WHAT IS BEING ASKED
Quote all lines below exactly. Images stay out.

INFORMATION SUPPLIED
================
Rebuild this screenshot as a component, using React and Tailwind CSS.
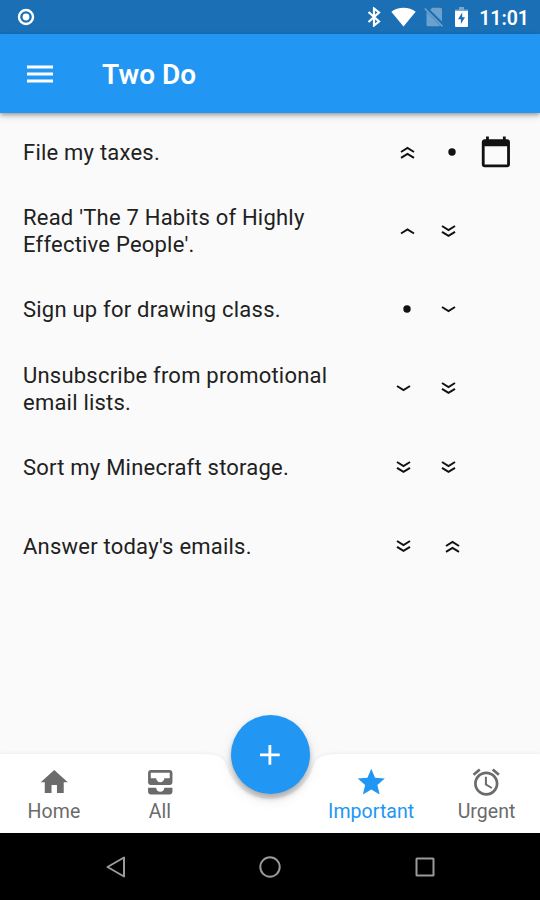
import { MdAccessAlarm, MdAdd, MdAllInbox, MdCalendarToday, MdHome, MdStar } from 'react-icons/md';

const tasks = [
  { title: 'File my taxes.', importance: 'up2', urgency: 'dot', hasDate: true },
  { title: "Read 'The 7 Habits of Highly Effective People'.", importance: 'up1', urgency: 'down2' },
  { title: 'Sign up for drawing class.', importance: 'dot', urgency: 'down1' },
  { title: 'Unsubscribe from promotional email lists.', importance: 'down1', urgency: 'down2' },
  { title: 'Sort my Minecraft storage.', importance: 'down2', urgency: 'down2' },
  { title: "Answer today's emails.", importance: 'down2', urgency: 'up2' },
];

export default function App() {
  return (
    <div className="flex h-[900px] w-[540px] flex-col overflow-hidden bg-[#fafafa] font-['Roboto',sans-serif]">
      <StatusBar />

      {/* App bar */}
      <header className="z-10 flex h-[78.75px] shrink-0 items-center bg-[#2196f3] pt-[2px] pl-[27px] text-white shadow-[0_2px_4px_rgba(0,0,0,0.3),0_4px_8px_rgba(0,0,0,0.1)]">
        <svg className="h-[18px] w-[26px]" viewBox="0 0 26 18">
          <path d="M0 2H26M0 9H26M0 16H26" stroke="currentColor" strokeWidth="3" />
        </svg>
        <h1 className="ml-[49px] pt-px text-[28px] leading-none font-semibold">Two Do</h1>
      </header>

      {/* Task list */}
      <main className="flex-1">
        {tasks.map((task) => (
          <TaskRow key={task.title} task={task} />
        ))}
      </main>

      <BottomBar />
      <SystemNav />
    </div>
  );
}

function StatusBar() {
  return (
    <div className="flex h-[33.75px] shrink-0 items-center justify-between bg-[#1a6fb5] pt-px pr-[12px] pl-[17px] text-white">
      <svg className="h-[18px] w-[18px]" viewBox="0 0 18 18">
        <circle cx="9" cy="9" r="7" fill="none" stroke="currentColor" strokeWidth="2.4" />
        <circle cx="9" cy="9" r="3.4" fill="currentColor" />
      </svg>
      <div className="flex items-center">
        <svg className="mr-[10px] h-[20px] w-[14px]" viewBox="0 0 14 20">
          <path d="M1.5 5 12 14.500 7 18.500V1.500L12 5.500 1.500 15" fill="none" stroke="currentColor" strokeWidth="2.2" />
        </svg>
        <svg className="mr-[8px] h-[20px] w-[25px]" viewBox="0 0 25 20">
          <path d="M12.5 19.5.3 4.8C3.5 2 8 .7 12.5.7S21.5 2 24.7 4.8z" fill="currentColor" />
        </svg>
        <svg className="mr-[11px] h-[20px] w-[20px] opacity-35" viewBox="0 0 20 20">
          <path d="M8.5.8H16.5a1.5 1.5 0 0 1 1.5 1.5V14.5L6 2.800zM2.500 4.500 16 18.500 15.500 19.200H4a1.500 1.500 0 0 1-1.500-1.500z" fill="currentColor" />
          <path d="M.8 1.500 18.500 19.300" stroke="currentColor" strokeWidth="1.700" />
        </svg>
        <svg className="mr-[11px] h-[20px] w-[13px]" viewBox="0 0 13 20">
          <path d="M4 0h5v2.500h4V5H0V2.500h4z" fill="currentColor" opacity="0.4" />
          <path d="M0 4h13v15a1 1 0 0 1-1 1H1a1 1 0 0 1-1-1z" fill="currentColor" />
          <path d="M7.200 5.500 3 12.200h2.900v4.800L10 10.200H7.200z" fill="#1a6fb5" />
        </svg>
        <span className="-mr-px pt-[2px] text-[19.5px] leading-none font-semibold">11:01</span>
      </div>
    </div>
  );
}

function TaskRow({ task }) {
  return (
    <div className="flex h-[78.75px] items-center pl-[23px]">
      <p className="w-[361.5px] pt-px pr-[40px] text-[22px] leading-[27px] tracking-[0.22px] text-[#212121]">{task.title}</p>
      <Priority level={task.importance} />
      <Priority level={task.urgency} />
      {task.hasDate && <MdCalendarToday className="ml-[4px] h-[33.75px] w-[33.75px] text-[#111111]" />}
    </div>
  );
}

const marks = {
  up1: 'M1 10.5 7.5 6.5 14 10.5',
  up2: 'M1 8 7.5 4 14 8M1 13.8 7.5 9.8 14 13.8',
  down1: 'M1 6 7.5 10 14 6',
  down2: 'M1 3 7.5 7 14 3M1 8.8 7.5 12.8 14 8.8',
};

// Downward marks sit slightly left of the upward ones
function Priority({ level }) {
  const isDown = level.startsWith('down');
  return (
    <div className={`flex w-[45px] justify-center ${isDown ? 'pr-[7px]' : ''}`}>
      <svg className="h-[16px] w-[15px]" viewBox="0 0 15 16">
        {level === 'dot' ? (
          <circle cx="7" cy="8" r="3.7" fill="#111111" />
        ) : (
          <path d={marks[level]} fill="none" stroke="#111111" strokeWidth="2" />
        )}
      </svg>
    </div>
  );
}

function BottomBar() {
  return (
    <nav className="relative flex h-[78.75px] shrink-0 text-[#6b6b6b]">
      {/* Bar surface with the notch for the add button */}
      <svg
        className="absolute inset-0 h-full w-full overflow-visible drop-shadow-[0_0_2px_rgba(0,0,0,0.08)]"
        viewBox="0 0 540 78.75"
      >
        <path
          d="M0 0H202.5Q223.6 0 226.4 11A45 45 0 0 0 313.6 11Q316.4 0 337.5 0H540V78.75H0z"
          fill="#ffffff"
        />
      </svg>
      <button className="absolute -top-[39px] left-[230.5px] z-10 flex h-[79px] w-[79px] items-center justify-center rounded-full bg-[#2196f3] text-white shadow-[0_4px_5px_rgba(0,0,0,0.25),0_5px_14px_rgba(0,0,0,0.1)]">
        <MdAdd className="mt-px h-[33.75px] w-[33.75px]" />
      </button>
      <div className="relative flex w-full items-center pt-[3px] pl-[0.5px]">
        <Tab icon={MdHome} label="Home" className="w-[107px]" />
        <Tab icon={MdAllInbox} label="All" className="w-[105px]" />
        <Tab icon={MdStar} label="Important" className="ml-[105px] w-[108px] text-[#2196f3]" />
        <Tab icon={MdAccessAlarm} label="Urgent" className="ml-[8px] w-[107px]" />
      </div>
    </nav>
  );
}

function Tab({ icon: Icon, label, className }) {
  return (
    <div className={`flex flex-col items-center ${className}`}>
      <Icon className="h-[32.5px] w-[32.5px]" />
      <span className="mt-px text-[19.5px] leading-[23px] font-[450] tracking-[0.05px]">{label}</span>
    </div>
  );
}

function SystemNav() {
  return (
    <div className="z-0 flex h-[67.5px] shrink-0 items-center justify-between bg-black px-[104px] pt-px text-[#9a9a9a]">
      <svg className="h-[24px] w-[24px]" viewBox="0 0 24 24" fill="none" stroke="currentColor" strokeWidth="2">
        <path d="M20 2.500V21.500L3.500 12z" strokeLinejoin="round" />
      </svg>
      <svg className="h-[24px] w-[24px]" viewBox="0 0 24 24" fill="none" stroke="currentColor" strokeWidth="2">
        <circle cx="12" cy="12" r="9.7" />
      </svg>
      <svg className="h-[24px] w-[24px]" viewBox="0 0 24 24" fill="none" stroke="currentColor" strokeWidth="2">
        <rect x="4.500" y="3.500" width="17" height="17" rx="0.5" />
      </svg>
    </div>
  );
}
================
TASK SOLUTION
Rebuild this screenshot as a component, using React and Tailwind CSS.
import { MdAccessAlarm, MdAdd, MdAllInbox, MdCalendarToday, MdHome, MdStar } from 'react-icons/md';

const tasks = [
  { title: 'File my taxes.', importance: 'up2', urgency: 'dot', hasDate: true },
  { title: "Read 'The 7 Habits of Highly Effective People'.", importance: 'up1', urgency: 'down2' },
  { title: 'Sign up for drawing class.', importance: 'dot', urgency: 'down1' },
  { title: 'Unsubscribe from promotional email lists.', importance: 'down1', urgency: 'down2' },
  { title: 'Sort my Minecraft storage.', importance: 'down2', urgency: 'down2' },
  { title: "Answer today's emails.", importance: 'down2', urgency: 'up2' },
];

export default function App() {
  return (
    <div className="flex h-[900px] w-[540px] flex-col overflow-hidden bg-[#fafafa] font-['Roboto',sans-serif]">
      <StatusBar />

      {/* App bar */}
      <header className="z-10 flex h-[78.75px] shrink-0 items-center bg-[#2196f3] pt-[2px] pl-[27px] text-white shadow-[0_2px_4px_rgba(0,0,0,0.3),0_4px_8px_rgba(0,0,0,0.1)]">
        <svg className="h-[18px] w-[26px]" viewBox="0 0 26 18">
          <path d="M0 2H26M0 9H26M0 16H26" stroke="currentColor" strokeWidth="3" />
        </svg>
        <h1 className="ml-[49px] pt-px text-[28px] leading-none font-semibold">Two Do</h1>
      </header>

      {/* Task list */}
      <main className="flex-1">
        {tasks.map((task) => (
          <TaskRow key={task.title} task={task} />
        ))}
      </main>

      <BottomBar />
      <SystemNav />
    </div>
  );
}

function StatusBar() {
  return (
    <div className="flex h-[33.75px] shrink-0 items-center justify-between bg-[#1a6fb5] pt-px pr-[12px] pl-[17px] text-white">
      <svg className="h-[18px] w-[18px]" viewBox="0 0 18 18">
        <circle cx="9" cy="9" r="7" fill="none" stroke="currentColor" strokeWidth="2.4" />
        <circle cx="9" cy="9" r="3.4" fill="currentColor" />
      </svg>
      <div className="flex items-center">
        <svg className="mr-[10px] h-[20px] w-[14px]" viewBox="0 0 14 20">
          <path d="M1.5 5 12 14.500 7 18.500V1.500L12 5.500 1.500 15" fill="none" stroke="currentColor" strokeWidth="2.2" />
        </svg>
        <svg className="mr-[8px] h-[20px] w-[25px]" viewBox="0 0 25 20">
          <path d="M12.5 19.5.3 4.8C3.5 2 8 .7 12.5.7S21.5 2 24.7 4.8z" fill="currentColor" />
        </svg>
        <svg className="mr-[11px] h-[20px] w-[20px] opacity-35" viewBox="0 0 20 20">
          <path d="M8.5.8H16.5a1.5 1.5 0 0 1 1.5 1.5V14.5L6 2.800zM2.500 4.500 16 18.500 15.500 19.200H4a1.500 1.500 0 0 1-1.500-1.500z" fill="currentColor" />
          <path d="M.8 1.500 18.500 19.300" stroke="currentColor" strokeWidth="1.700" />
        </svg>
        <svg className="mr-[11px] h-[20px] w-[13px]" viewBox="0 0 13 20">
          <path d="M4 0h5v2.500h4V5H0V2.500h4z" fill="currentColor" opacity="0.4" />
          <path d="M0 4h13v15a1 1 0 0 1-1 1H1a1 1 0 0 1-1-1z" fill="currentColor" />
          <path d="M7.200 5.500 3 12.200h2.900v4.800L10 10.200H7.200z" fill="#1a6fb5" />
        </svg>
        <span className="-mr-px pt-[2px] text-[19.5px] leading-none font-semibold">11:01</span>
      </div>
    </div>
  );
}

function TaskRow({ task }) {
  return (
    <div className="flex h-[78.75px] items-center pl-[23px]">
      <p className="w-[361.5px] pt-px pr-[40px] text-[22px] leading-[27px] tracking-[0.22px] text-[#212121]">{task.title}</p>
      <Priority level={task.importance} />
      <Priority level={task.urgency} />
      {task.hasDate && <MdCalendarToday className="ml-[4px] h-[33.75px] w-[33.75px] text-[#111111]" />}
    </div>
  );
}

const marks = {
  up1: 'M1 10.5 7.5 6.5 14 10.5',
  up2: 'M1 8 7.5 4 14 8M1 13.8 7.5 9.8 14 13.8',
  down1: 'M1 6 7.5 10 14 6',
  down2: 'M1 3 7.5 7 14 3M1 8.8 7.5 12.8 14 8.8',
};

// Downward marks sit slightly left of the upward ones
function Priority({ level }) {
  const isDown = level.startsWith('down');
  return (
    <div className={`flex w-[45px] justify-center ${isDown ? 'pr-[7px]' : ''}`}>
      <svg className="h-[16px] w-[15px]" viewBox="0 0 15 16">
        {level === 'dot' ? (
          <circle cx="7" cy="8" r="3.7" fill="#111111" />
        ) : (
          <path d={marks[level]} fill="none" stroke="#111111" strokeWidth="2" />
        )}
      </svg>
    </div>
  );
}

function BottomBar() {
  return (
    <nav className="relative flex h-[78.75px] shrink-0 text-[#6b6b6b]">
      {/* Bar surface with the notch for the add button */}
      <svg
        className="absolute inset-0 h-full w-full overflow-visible drop-shadow-[0_0_2px_rgba(0,0,0,0.08)]"
        viewBox="0 0 540 78.75"
      >
        <path
          d="M0 0H202.5Q223.6 0 226.4 11A45 45 0 0 0 313.6 11Q316.4 0 337.5 0H540V78.75H0z"
          fill="#ffffff"
        />
      </svg>
      <button className="absolute -top-[39px] left-[230.5px] z-10 flex h-[79px] w-[79px] items-center justify-center rounded-full bg-[#2196f3] text-white shadow-[0_4px_5px_rgba(0,0,0,0.25),0_5px_14px_rgba(0,0,0,0.1)]">
        <MdAdd className="mt-px h-[33.75px] w-[33.75px]" />
      </button>
      <div className="relative flex w-full items-center pt-[3px] pl-[0.5px]">
        <Tab icon={MdHome} label="Home" className="w-[107px]" />
        <Tab icon={MdAllInbox} label="All" className="w-[105px]" />
        <Tab icon={MdStar} label="Important" className="ml-[105px] w-[108px] text-[#2196f3]" />
        <Tab icon={MdAccessAlarm} label="Urgent" className="ml-[8px] w-[107px]" />
      </div>
    </nav>
  );
}

function Tab({ icon: Icon, label, className }) {
  return (
    <div className={`flex flex-col items-center ${className}`}>
      <Icon className="h-[32.5px] w-[32.5px]" />
      <span className="mt-px text-[19.5px] leading-[23px] font-[450] tracking-[0.05px]">{label}</span>
    </div>
  );
}

function SystemNav() {
  return (
    <div className="z-0 flex h-[67.5px] shrink-0 items-center justify-between bg-black px-[104px] pt-px text-[#9a9a9a]">
      <svg className="h-[24px] w-[24px]" viewBox="0 0 24 24" fill="none" stroke="currentColor" strokeWidth="2">
        <path d="M20 2.500V21.500L3.500 12z" strokeLinejoin="round" />
      </svg>
      <svg className="h-[24px] w-[24px]" viewBox="0 0 24 24" fill="none" stroke="currentColor" strokeWidth="2">
        <circle cx="12" cy="12" r="9.7" />
      </svg>
      <svg className="h-[24px] w-[24px]" viewBox="0 0 24 24" fill="none" stroke="currentColor" strokeWidth="2">
        <rect x="4.500" y="3.500" width="17" height="17" rx="0.5" />
      </svg>
    </div>
  );
}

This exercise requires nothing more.